### SUPPLIED MATERIAL
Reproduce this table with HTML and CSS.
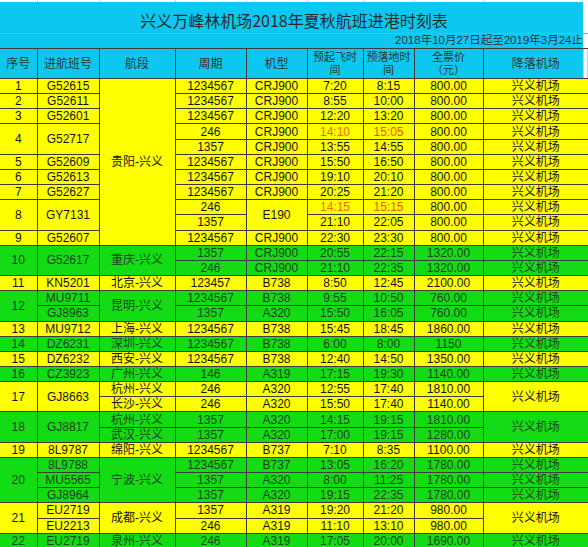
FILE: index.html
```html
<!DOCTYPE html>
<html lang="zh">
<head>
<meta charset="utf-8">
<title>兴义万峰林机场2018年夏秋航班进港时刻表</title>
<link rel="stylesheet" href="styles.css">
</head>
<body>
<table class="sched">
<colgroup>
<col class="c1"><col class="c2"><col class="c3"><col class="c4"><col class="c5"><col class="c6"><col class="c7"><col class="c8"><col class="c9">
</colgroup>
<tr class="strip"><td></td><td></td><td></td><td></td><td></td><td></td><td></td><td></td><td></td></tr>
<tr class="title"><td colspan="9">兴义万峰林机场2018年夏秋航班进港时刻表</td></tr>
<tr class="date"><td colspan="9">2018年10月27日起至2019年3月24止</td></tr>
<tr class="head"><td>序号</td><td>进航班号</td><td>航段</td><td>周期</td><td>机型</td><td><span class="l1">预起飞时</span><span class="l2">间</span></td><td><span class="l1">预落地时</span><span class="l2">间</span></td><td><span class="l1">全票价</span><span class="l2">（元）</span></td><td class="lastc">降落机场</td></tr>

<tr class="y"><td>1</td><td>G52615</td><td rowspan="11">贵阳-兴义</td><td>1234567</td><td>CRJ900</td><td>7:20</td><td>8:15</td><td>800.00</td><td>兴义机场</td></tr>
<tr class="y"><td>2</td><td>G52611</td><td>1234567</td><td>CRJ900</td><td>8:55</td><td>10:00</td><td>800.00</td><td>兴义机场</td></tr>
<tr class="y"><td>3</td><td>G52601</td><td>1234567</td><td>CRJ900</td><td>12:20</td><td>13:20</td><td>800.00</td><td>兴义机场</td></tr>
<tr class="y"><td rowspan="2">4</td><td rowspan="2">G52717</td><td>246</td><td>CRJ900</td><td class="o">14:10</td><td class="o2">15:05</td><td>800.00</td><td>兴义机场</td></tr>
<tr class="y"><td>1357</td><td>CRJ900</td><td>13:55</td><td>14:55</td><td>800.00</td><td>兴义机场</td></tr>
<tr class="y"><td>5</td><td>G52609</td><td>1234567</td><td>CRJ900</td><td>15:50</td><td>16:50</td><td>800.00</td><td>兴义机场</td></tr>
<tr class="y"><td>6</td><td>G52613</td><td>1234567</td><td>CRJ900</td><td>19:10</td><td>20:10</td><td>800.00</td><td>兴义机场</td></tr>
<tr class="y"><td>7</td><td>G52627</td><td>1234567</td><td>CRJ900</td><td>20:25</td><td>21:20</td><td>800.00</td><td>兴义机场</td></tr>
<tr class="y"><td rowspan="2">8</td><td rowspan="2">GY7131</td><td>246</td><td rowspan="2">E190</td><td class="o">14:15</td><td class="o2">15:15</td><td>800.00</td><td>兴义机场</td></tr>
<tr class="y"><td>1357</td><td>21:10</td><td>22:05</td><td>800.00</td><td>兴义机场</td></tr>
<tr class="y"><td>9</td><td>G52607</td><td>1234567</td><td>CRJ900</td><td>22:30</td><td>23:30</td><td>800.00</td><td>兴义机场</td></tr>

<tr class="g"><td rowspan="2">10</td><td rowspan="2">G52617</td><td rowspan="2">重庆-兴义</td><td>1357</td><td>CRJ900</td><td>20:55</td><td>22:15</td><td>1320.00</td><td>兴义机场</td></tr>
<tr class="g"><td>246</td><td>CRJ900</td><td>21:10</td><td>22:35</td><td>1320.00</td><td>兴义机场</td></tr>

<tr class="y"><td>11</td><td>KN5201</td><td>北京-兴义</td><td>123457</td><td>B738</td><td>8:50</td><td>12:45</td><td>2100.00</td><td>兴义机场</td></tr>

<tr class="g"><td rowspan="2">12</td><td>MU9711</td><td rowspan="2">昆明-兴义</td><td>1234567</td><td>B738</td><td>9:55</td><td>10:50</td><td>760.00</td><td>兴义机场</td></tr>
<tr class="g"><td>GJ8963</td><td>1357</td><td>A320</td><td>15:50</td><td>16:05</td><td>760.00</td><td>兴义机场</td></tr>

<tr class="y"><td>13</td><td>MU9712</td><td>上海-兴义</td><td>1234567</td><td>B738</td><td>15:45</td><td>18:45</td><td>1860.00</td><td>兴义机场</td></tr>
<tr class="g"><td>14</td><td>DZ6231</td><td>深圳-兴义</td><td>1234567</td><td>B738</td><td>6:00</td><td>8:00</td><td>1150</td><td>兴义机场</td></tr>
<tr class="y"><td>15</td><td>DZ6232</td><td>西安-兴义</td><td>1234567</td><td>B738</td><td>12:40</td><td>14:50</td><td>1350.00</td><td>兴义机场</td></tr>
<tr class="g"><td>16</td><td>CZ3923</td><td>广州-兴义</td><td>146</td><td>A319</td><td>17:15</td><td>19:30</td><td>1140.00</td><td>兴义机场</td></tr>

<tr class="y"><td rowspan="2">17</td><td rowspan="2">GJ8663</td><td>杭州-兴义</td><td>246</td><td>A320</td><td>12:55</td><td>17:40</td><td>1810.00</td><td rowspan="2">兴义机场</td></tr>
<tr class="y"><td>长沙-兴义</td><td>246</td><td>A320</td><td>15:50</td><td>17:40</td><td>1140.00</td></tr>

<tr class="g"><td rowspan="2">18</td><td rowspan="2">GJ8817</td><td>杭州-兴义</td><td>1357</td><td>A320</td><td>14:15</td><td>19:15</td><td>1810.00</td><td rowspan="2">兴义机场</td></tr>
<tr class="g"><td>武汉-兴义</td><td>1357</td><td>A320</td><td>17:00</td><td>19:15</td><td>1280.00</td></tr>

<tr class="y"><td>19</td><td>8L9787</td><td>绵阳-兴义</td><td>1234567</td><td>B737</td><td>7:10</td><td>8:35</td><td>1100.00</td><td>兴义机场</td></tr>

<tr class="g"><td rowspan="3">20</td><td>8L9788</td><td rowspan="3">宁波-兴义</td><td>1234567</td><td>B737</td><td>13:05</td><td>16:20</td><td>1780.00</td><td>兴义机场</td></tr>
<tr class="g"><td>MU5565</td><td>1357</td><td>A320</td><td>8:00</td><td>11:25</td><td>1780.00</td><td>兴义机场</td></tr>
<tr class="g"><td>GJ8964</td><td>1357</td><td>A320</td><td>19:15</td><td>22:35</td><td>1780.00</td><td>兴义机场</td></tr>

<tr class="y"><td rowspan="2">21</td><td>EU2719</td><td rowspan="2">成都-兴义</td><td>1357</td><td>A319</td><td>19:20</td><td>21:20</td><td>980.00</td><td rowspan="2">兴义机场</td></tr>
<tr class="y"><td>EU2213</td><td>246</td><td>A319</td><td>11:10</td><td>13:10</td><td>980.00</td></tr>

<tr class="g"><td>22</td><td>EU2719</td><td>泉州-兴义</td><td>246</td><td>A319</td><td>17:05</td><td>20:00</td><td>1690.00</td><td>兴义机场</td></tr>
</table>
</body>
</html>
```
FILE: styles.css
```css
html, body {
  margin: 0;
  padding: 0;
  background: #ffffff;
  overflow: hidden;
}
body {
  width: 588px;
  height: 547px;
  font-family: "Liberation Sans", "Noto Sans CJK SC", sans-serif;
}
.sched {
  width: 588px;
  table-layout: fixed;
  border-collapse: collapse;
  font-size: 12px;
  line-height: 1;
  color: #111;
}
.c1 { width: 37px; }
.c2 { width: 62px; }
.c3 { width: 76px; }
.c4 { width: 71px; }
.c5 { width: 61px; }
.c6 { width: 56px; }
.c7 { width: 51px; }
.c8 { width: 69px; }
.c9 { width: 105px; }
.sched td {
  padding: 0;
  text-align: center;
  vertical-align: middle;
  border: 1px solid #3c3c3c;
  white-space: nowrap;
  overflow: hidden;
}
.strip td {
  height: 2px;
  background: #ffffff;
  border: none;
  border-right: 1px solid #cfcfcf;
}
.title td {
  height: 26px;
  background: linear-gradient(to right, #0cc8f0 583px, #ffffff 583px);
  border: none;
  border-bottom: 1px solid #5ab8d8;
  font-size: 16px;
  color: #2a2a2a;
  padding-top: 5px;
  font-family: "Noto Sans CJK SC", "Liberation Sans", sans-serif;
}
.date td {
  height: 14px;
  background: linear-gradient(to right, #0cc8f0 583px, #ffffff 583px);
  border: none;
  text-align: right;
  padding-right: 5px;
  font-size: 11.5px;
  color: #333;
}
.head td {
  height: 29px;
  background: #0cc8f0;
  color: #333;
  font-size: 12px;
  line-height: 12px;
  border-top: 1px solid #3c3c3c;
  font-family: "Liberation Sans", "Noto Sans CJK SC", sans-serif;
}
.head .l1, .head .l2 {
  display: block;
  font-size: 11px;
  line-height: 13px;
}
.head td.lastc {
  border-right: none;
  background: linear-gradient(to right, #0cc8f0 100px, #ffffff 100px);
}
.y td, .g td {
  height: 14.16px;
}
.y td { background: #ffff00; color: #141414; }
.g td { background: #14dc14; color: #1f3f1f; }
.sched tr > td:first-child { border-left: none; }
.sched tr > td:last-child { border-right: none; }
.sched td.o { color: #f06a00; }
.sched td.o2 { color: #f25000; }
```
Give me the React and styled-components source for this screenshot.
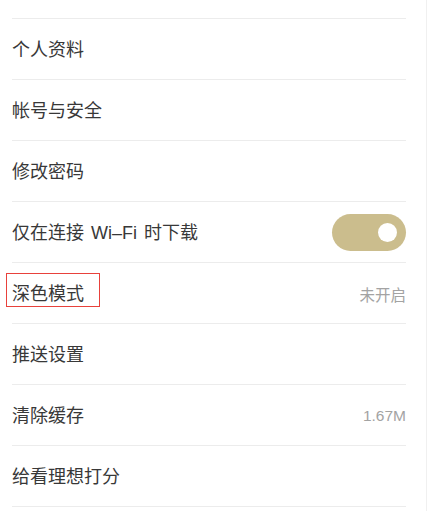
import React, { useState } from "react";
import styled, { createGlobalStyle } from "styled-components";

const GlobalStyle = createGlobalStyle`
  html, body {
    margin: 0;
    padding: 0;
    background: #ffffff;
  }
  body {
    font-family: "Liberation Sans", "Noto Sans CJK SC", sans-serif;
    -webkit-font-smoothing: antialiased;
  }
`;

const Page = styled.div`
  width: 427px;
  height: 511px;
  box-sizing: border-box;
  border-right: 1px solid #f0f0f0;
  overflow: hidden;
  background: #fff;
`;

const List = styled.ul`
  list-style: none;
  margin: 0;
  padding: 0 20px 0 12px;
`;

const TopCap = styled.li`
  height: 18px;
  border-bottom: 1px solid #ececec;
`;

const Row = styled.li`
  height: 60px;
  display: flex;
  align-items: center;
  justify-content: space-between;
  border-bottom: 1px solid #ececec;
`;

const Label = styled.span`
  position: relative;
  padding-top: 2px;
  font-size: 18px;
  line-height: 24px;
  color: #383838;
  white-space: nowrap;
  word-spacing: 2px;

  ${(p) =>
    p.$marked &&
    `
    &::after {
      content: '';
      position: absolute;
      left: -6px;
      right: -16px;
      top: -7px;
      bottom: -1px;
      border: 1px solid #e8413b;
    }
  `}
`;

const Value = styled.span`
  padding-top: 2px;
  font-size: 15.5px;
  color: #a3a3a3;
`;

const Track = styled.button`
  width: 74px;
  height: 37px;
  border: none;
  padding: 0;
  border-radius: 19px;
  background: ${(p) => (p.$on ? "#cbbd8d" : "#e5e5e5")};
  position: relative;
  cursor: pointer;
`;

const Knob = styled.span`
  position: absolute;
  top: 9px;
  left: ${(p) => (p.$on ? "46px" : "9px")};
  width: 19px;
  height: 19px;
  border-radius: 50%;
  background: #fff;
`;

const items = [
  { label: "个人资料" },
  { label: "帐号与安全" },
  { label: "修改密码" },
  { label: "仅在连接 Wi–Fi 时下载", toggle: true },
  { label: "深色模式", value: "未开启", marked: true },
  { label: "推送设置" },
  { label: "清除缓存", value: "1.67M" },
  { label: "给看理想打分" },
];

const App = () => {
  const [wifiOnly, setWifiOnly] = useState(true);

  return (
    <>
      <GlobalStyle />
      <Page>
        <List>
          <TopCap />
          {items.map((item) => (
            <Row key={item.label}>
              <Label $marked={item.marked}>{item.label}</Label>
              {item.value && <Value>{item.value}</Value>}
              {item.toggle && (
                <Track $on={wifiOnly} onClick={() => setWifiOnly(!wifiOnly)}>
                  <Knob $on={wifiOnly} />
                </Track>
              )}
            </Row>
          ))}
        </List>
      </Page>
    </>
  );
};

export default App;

### THE REQUEST
Check each line of the data above for the word "this" and say how many lines contain it, giving nothing besides the number.

### EXERCISE OUTPUT
2